Difranco caught the world’s attention with her amazing ability to make words jump through hoops. Her deft use of the English language blurred the line between spoken word poetry and the singer/songwriter. Evolve is not entirely without its moments of poetic brilliance. “Slide” is shining example that Difranco has not sacrificed captivating lyrics entirely for the sake of tight horn arrangements. It’s just the woman and her acoustic guitar, singing about compromise and giving into desire. When a simple drum and bass line kicks in you feel like you could just be listening to someone standing on the subway platform playing for the rush hour crowd. She hasn’t forgotten how to make a song everyone needs to hear.

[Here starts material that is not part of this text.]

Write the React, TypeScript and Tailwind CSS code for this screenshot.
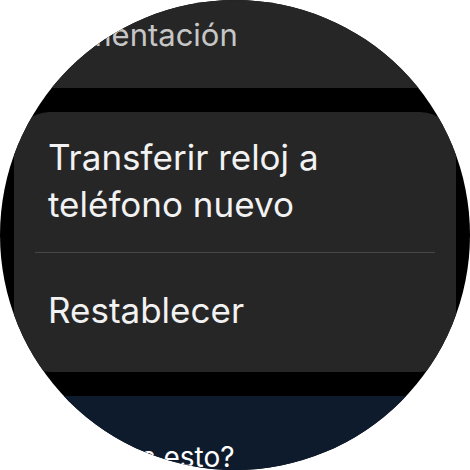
import React from 'react';

const font = { fontFamily: 'Inter, "Noto Sans", sans-serif' };

export default function App() {
  return (
    <div className="w-[470px] h-[470px] bg-white" style={font}>
      <div className="w-[470px] h-[470px] rounded-full bg-black overflow-hidden">
        <div className="flex flex-col gap-6 px-[14px] mt-[-13px]">
          {/* previous item, scrolled mostly off screen */}
          <div className="bg-[#262626] rounded-[36px] pt-6 pb-[30px] px-[34px]">
            <p className="text-[31px] leading-[47px] text-[#c6c6c6]">Alimentación</p>
          </div>

          {/* main card */}
          <div className="bg-[#262626] rounded-[36px]">
            <div className="px-[34px] pt-[22px] pb-6">
              <p className="text-[35px] leading-[47px] text-[#f2f2f2]">
                Transferir reloj a<br />teléfono nuevo
              </p>
            </div>
            <div className="mx-[21px] h-px bg-[#474747]" />
            <div className="px-[34px] pt-[34px] pb-[38px]">
              <p className="text-[35px] leading-[47px] text-[#f2f2f2]">Restablecer</p>
            </div>
          </div>

          {/* next item */}
          <div className="bg-[#0e1b2d] rounded-[36px] pt-[41px] pb-8 px-[34px]">
            <p className="text-[28px] leading-[40px] text-white">¿Qué es esto?</p>
          </div>
        </div>
      </div>
    </div>
  );
}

“Serpentine” represents the promise of what combination of well thought out, Wynton Marselis-inspired arrangements can be, when coupled with Difranco’s lyrical stabs. It’s a long, meandering piece of work that takes some time to build. To evolve, maybe. It includes the best of her break-beat acoustic guitar picking and a jazzy bass line that takes just long enough to kick in. If this is a glimpse of what Difranco is attempting to evolve into, she might just make Charles Darwin proud. Considering her history as a DIY anti-music industry poster child, it’s interesting to hear the new direction she’s taking. As Difranco becomes more experienced with the sound, her music will most likely get better. Because she is the master of her own domain on Righteous Babe Records, she can afford to make an experimental album like Evolve, and then grow into the sound later. Just like she did when she released her debut Not So Soft back in 1991. Now it’s just a question of whether her fans still have the patience to evolve right along with her.